Records from a data collection:
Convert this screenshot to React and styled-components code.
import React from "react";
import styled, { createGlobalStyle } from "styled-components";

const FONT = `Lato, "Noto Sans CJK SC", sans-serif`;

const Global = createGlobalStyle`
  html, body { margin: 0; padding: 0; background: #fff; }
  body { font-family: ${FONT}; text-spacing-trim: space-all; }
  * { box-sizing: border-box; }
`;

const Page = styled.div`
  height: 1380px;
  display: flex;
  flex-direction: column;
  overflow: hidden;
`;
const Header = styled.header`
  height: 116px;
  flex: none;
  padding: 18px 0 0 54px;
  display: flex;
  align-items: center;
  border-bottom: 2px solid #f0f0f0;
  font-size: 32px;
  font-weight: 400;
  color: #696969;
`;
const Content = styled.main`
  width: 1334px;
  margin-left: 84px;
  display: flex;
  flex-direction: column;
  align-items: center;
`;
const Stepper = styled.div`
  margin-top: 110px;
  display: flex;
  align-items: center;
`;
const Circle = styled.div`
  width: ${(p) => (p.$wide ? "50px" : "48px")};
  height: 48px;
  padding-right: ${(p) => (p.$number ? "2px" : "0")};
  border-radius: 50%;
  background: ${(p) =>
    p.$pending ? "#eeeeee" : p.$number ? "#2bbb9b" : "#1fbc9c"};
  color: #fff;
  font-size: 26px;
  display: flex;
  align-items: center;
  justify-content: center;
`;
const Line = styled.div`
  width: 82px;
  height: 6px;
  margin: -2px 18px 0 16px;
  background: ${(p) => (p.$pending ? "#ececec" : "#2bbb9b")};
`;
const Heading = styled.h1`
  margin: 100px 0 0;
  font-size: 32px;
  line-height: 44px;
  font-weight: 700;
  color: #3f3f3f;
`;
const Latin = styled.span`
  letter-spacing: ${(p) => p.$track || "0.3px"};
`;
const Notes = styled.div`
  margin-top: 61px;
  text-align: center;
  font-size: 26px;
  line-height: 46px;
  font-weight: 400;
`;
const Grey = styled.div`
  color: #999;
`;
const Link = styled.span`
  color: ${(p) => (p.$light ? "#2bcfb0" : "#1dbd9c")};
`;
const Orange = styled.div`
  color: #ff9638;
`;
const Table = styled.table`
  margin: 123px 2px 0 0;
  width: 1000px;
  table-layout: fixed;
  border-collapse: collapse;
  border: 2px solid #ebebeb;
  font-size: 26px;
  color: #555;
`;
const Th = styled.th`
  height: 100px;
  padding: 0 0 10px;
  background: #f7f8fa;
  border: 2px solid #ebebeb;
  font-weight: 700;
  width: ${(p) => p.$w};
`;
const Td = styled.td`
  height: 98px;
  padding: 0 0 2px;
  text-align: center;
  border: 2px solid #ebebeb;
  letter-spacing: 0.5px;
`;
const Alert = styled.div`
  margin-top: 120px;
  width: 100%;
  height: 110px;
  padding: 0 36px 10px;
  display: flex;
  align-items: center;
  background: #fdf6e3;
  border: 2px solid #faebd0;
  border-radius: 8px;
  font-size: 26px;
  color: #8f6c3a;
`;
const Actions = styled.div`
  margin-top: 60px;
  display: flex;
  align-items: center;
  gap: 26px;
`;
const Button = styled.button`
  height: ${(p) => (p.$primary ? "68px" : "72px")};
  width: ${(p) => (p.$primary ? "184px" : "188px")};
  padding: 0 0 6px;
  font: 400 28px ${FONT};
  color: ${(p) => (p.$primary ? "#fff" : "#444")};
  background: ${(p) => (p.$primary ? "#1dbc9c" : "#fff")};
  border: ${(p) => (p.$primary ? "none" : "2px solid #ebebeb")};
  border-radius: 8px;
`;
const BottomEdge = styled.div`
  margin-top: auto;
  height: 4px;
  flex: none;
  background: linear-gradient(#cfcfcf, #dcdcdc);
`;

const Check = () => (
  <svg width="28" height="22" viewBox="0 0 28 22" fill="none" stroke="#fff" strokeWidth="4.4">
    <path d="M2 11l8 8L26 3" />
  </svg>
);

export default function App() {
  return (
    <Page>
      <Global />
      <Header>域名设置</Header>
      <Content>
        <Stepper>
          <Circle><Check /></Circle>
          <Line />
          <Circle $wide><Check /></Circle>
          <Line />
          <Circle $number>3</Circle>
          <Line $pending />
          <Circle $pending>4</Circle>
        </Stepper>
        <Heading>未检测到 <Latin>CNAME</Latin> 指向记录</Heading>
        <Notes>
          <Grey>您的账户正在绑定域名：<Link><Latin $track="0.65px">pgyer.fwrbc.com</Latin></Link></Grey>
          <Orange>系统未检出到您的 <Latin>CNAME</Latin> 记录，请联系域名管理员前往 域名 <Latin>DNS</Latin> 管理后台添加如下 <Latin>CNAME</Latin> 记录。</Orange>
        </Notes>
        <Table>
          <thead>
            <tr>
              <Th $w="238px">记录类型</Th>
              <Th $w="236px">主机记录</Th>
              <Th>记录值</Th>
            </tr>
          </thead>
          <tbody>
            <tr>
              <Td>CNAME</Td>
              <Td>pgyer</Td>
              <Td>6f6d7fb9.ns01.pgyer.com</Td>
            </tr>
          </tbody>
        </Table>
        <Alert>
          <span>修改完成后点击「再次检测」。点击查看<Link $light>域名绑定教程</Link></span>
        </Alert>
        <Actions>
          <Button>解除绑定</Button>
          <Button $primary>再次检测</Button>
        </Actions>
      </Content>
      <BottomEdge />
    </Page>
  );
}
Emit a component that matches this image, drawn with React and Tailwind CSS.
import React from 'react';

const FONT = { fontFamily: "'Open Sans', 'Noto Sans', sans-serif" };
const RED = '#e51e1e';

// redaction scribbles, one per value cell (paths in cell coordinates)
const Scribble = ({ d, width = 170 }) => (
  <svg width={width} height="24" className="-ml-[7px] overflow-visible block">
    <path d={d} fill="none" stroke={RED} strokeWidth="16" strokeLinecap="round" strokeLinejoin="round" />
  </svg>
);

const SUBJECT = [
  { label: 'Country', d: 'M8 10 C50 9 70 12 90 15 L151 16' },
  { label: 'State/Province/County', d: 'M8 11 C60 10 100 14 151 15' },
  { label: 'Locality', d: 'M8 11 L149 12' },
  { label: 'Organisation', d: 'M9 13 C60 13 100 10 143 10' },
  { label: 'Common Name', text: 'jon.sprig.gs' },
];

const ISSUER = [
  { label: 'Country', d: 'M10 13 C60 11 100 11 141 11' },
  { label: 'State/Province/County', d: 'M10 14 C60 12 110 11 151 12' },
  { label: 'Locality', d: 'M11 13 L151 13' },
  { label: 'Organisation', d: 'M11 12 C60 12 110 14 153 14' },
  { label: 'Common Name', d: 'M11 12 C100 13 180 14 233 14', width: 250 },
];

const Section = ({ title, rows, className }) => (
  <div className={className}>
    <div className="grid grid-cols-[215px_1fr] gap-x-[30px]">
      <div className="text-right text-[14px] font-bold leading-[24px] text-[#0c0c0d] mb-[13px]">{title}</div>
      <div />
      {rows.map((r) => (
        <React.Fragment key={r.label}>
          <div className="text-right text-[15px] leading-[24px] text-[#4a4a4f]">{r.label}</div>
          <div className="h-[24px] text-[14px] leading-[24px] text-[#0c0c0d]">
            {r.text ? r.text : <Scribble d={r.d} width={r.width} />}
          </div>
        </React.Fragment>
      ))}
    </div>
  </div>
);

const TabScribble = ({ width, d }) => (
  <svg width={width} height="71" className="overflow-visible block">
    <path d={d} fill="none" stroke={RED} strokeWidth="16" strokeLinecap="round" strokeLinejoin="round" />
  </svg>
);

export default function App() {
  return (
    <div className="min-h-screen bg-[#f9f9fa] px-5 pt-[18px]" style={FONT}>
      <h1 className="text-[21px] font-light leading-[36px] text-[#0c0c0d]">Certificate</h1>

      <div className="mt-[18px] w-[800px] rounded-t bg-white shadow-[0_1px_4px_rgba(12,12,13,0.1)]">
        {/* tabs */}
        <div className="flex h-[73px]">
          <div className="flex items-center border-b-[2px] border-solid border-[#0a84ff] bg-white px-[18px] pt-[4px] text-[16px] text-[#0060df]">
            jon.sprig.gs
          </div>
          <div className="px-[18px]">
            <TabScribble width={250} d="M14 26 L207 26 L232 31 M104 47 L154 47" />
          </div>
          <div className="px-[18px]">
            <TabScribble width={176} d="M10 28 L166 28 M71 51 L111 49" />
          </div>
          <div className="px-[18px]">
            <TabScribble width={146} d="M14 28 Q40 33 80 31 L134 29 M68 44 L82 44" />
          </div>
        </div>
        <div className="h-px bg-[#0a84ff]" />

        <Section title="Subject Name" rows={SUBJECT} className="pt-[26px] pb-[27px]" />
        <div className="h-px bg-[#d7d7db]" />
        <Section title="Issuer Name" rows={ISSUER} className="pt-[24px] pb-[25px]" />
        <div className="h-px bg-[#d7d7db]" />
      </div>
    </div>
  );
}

:: Do this ::
Will you return exactly the lines above from the one with "Emit a component" down to the one with "const RED = '#e51e1e';", counting both as part of the range?

:: Result of this task ::
Emit a component that matches this image, drawn with React and Tailwind CSS.
import React from 'react';

const FONT = { fontFamily: "'Open Sans', 'Noto Sans', sans-serif" };
const RED = '#e51e1e';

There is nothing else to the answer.